Wiesbaden. In Deutschland gibt es immer mehr Personen mit anerkannter Staatenlosigkeit. Zum Jahresende 2022 waren 29.455 Menschen als Staatenlose im Ausländerzentralregister (AZR) erfasst, teilte das Statistische Bundesamt (Destatis) am Donnerstag mit.
Die Zahl der staatenlosen Personen erreichte damit ihren bisherigen Höchststand. In den Jahren 2005 bis 2013 hatte sich die Anzahl dieser Personen stets zwischen 13.000 und 14.000 bewegt. Mit dem Einsetzen der starken Fluchtmigration ab 2014 hat sie sich dann bis zum Jahresende 2022 verdoppelt. Nach dem Übereinkommen der Vereinten Nationen von 1954 werden Personen als staatenlos bezeichnet, wenn kein Staat sie als Staatsangehörige ansieht.

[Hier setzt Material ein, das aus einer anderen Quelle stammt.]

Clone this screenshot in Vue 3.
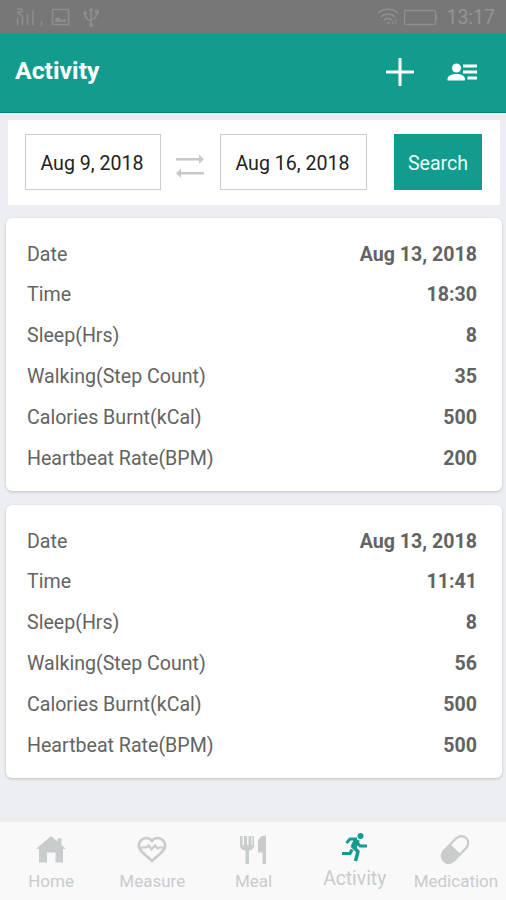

Festgestellt wird die Staatenlosigkeit meist im Rahmen der Beantragung eines Aufenthaltstitels oder eines Asylverfahrens. Die Ende 2022 registrierten Staatenlosen waren überwiegend männlich (58 Prozent beziehungsweise 17.025). Ein Viertel (25 Prozent beziehungsweise 7.455) der Personen in dieser Gruppe waren Kinder und Jugendliche unter 18 Jahren. Was die Herkunft der Staatenlosen betrifft, wurde knapp die Hälfte (48 Prozent oder 14.055) der Personen in Syrien geboren.
Zu den häufigsten Geburtsstaaten zählen auch Deutschland mit 16 Prozent und der Libanon mit fünf Prozent. Die Zahl der in Deutschland geborenen Staatenlosen stieg seit 2014 von 3.550 auf 4.860, während die Zahl der im Ausland geborenen Staatenlosen sich seit 2014 mehr als verdoppelte (von 11.100 auf 24.595). In Deutschland geborene Kinder ausländischer Eltern erhalten nicht die deutsche Staatsbürgerschaft, wenn nicht mindestens ein Elternteil seit acht Jahren in Deutschland lebt und ein unbefristetes Aufenthaltsrecht hat. Laut dem Statistikamt gibt es vielfältige Ursachen für Staatenlosigkeit.
Der Nachweis einer Staatsangehörigkeit ist mit dem Besitz eines offiziellen Dokuments in Form eines Ausweises oder einer Geburtsurkunde verbunden. Fehlten einer Person solche offiziellen Dokumente, könne dies ein Grund für Staatenlosigkeit sein. Hierzu könne es beispielsweise kommen, wenn Geburten nicht registriert würden, so die Statistiker. Schätzungsweise besitzen nach Angaben des UN-Kinderhilfswerks Unicef weltweit 237 Millionen Kinder unter fünf Jahren keine Geburtsurkunde.
Ein weiterer Grund liege in Gesetzen, die beispielsweise aufgrund ethnischer Zugehörigkeit oder Religion diskriminieren. Aber auch Geschlechterdiskriminierung könne Staatenlosigkeit begründen. In einigen Ländern der Welt könnten beispielsweise Frauen ihre Staatsangehörigkeit nicht an ihr Kind weitergeben. Zudem könnten Personen ihre Staatsbürgerschaft durch Staatsauflösung verlieren, wenn es ihnen nicht gelinge, die Nationalität des Nachfolgestaats zu erwerben.
So sind in Europa in den 1990er Jahren viele Menschen im Zuge der Auflösung der Sowjetunion und des ehemaligen Jugoslawiens in die Staatenlosigkeit geraten. Weltweit waren Ende 2021 nach Angaben des UN-Flüchtlingskommissariats UNHCR 4,3 Millionen Menschen staatenlos. Da von einer hohen Dunkelziffer auszugehen sei, liege die tatsächliche Zahl staatenloser Personen vermutlich noch deutlich höher, so das Statistikamt weiter.